Si alguna vez queréis saber lo que es la felicidad deberéis leer esta historia rescatada de la memoria familiar entre fotos antiguas, cromos de posguerra, una casa de muñecas que le dio por amueblar en su vejez y una sortija que cambiaba de color el ánimo.
Aquella sortija misteriosa me hizo visualizar una revista de compras por correo, a la que mi tía era tan aficionada, que ofrecía a sus ingenuos clientes productos mágicos: jabones, peines, botones que no se descosían, auriculares para espiar las conversaciones de otra habitación, maquinas de palomitas de todos los sabores y alpiste para hacer cantar a los canarios como si fueran La mismísima Monserrat Caballé.
Adelita Torregrosa se pirraba por estos pedidos y, mientras llegaban a casa, especulábamos sobre la sorpresa del mes. De todos ellos el más curioso resultó ser unos polvos que una vez metidos en agua y pasadas dos semanas, se convertirían en caballitos de mar con la capacidad de hacer cabriolas, cabalgar en el agua, dar volteretas, saludar a los espectadores tras el cristal; menos tocar la guitarra o cantar “ mi carro me lo robaron’poseían capacidades casi infinitas. Todos los días, después del cole, una caterva de niños: los hijos de mi tía, los primos, los churumbeles de los vecinos, amigos y cualquiera que entrará por la puerta de la calle Ramón y Cajal, pasábamos horas y horas esperando la eclosión de esos monstruos graciosos que anunciaba la revista. Lo único que logró Adelita era ver a 15 almas observando la pecera mientras se merendaban un bocadillo con chocolate.
Visto el fracaso leímos pormenorizadamente las instrucciones precisas para el natalicio: el agua tenía que ser pura a una temperatura variable según la hora del día, la luz debería reverberar en el líquido elemento las horas pares, el material de la pecera tendría que ser “cristal de bohemia” y la comida conservada a 9 grados y medio. De otra forma el nacimiento sería abortado.
Pero la tía Adelita seguía haciendo pedidos a troche y noche sin importarle lo que pensaran los demás.
Pasábamos tardes de verano comiendo pipas y jugando a las cartas, concretamente el chinchón. Mis contrincantes estuvieron a punto de hacerme un boicot pues partida que jugábamos partida que ganaba; mi matrimonio con la diosa fortuna era todo un misterio.
Nunca renunció la Señora Adelia a su café vespertino con sus amigas en la glorieta, a sus ávidas lecturas, las charlas con los vecinos, sus charlas, los tenderos, barrenderos, incluso con un albañil que trabajaba en una casa aledaña a su galería.
Adela entendía a todo el mundo siendo capaz de defender a Dios y al mismísimo diablo.

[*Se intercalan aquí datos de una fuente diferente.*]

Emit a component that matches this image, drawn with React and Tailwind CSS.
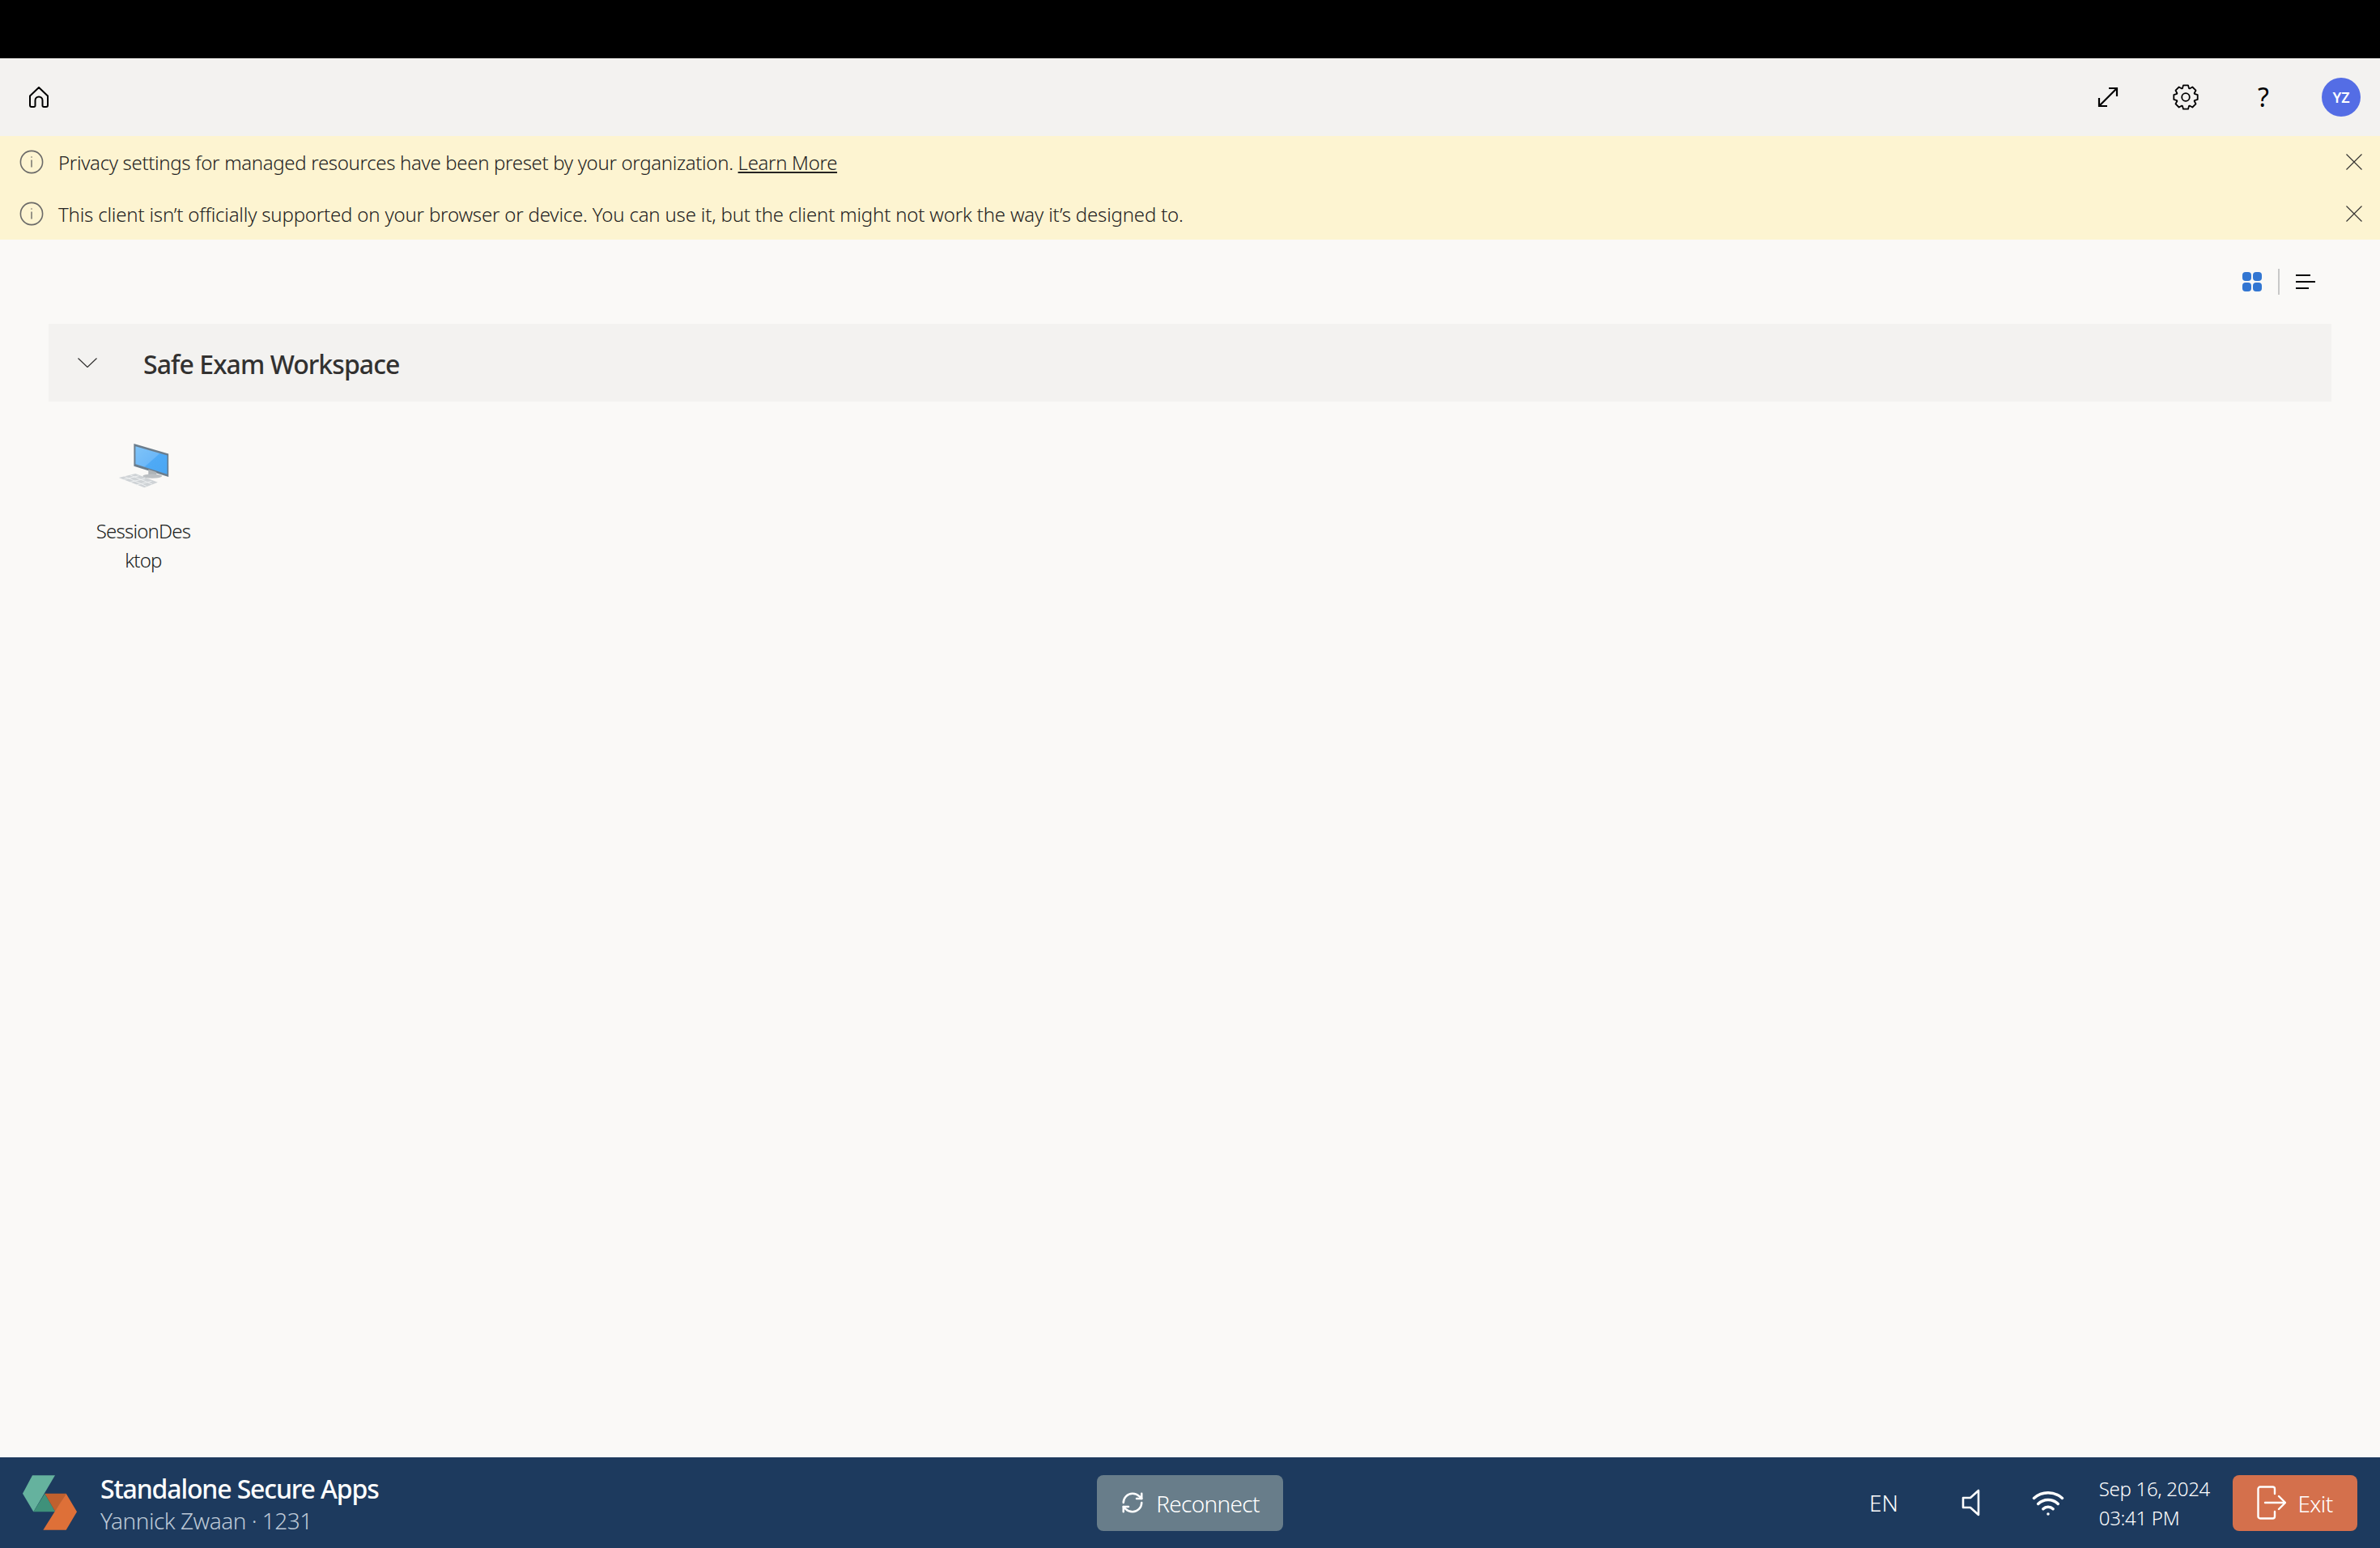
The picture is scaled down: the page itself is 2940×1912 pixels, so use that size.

Con la única que discutía era con su hermana Pepa pues era todo lo contrario a ella: la mujer mas pesimista del mundo; eran como el día y la noche pero se querían tanto que salvaban todas sus diferencias.
El tío Roberto era el marido de mi tía. Una de sus misiones era amargarle la vida a su mujer desde que amanecía hasta que se ponía el sol: insultos, humillaciones, intentar ridiculizarla por todo, echarle la culpa por la muerte de Manolete y acusarla de todos los males habidos y por haber. Nadie lo entendíamos; pero ella no estaba dispuesta a renunciar a la felicidad.
Valga como ejemplo que mi tío Roberto le regó la casa cuando ella le dijo que había fregado y que se esperara para no pisar. Mi prima Kika, su hija, siendo una niña de 4 años le dijo a uno de los amigos de su padre que en casa no había lavadora automática.
En un alarde de orgullo Adelita Torregrosa tuvo lavadora a la semana.
La única vez que la vi enfada fue cuando mi hermano Pedro fue a lavar a su perra en casa de mi tía sospechando que le daría igual.
¿Y por qué no lo lavas en casa de tu madre? No olvidaría nunca aquel acontecimiento en el que supe que todo tenía un límite, hasta para mí tía Adelita.
Su bondad, su sencillez, su manera de deshacer entuertos y su afán por no darle importancia a las cosas le dieron una capacidad parecida a la que tenía el Rey Midas, ella no convertía en oro lo que contaba, lo convertía en felicidad.
Me quedo con esta frase: Si viene la muerte, que vendrá, os diré “ adiós muy buenas” y aquí paz y después gloria.
Desde jugar al parchís sola, hacer solitarios, formar palabras con letras sueltas.
Una de las cosas buenas que heredó de mi tío fue una sopa de bacalao con ñora, ajo y patatas y un fajo de billetes que le calló a la cabeza al romperse una persiana pues mi tío escondía el dinero sin acordarse del escondite.
Yo tengo dos madres, es una de mis mayores fortunas. Mi tía me enseñó el Dios de las pequeñas cosas.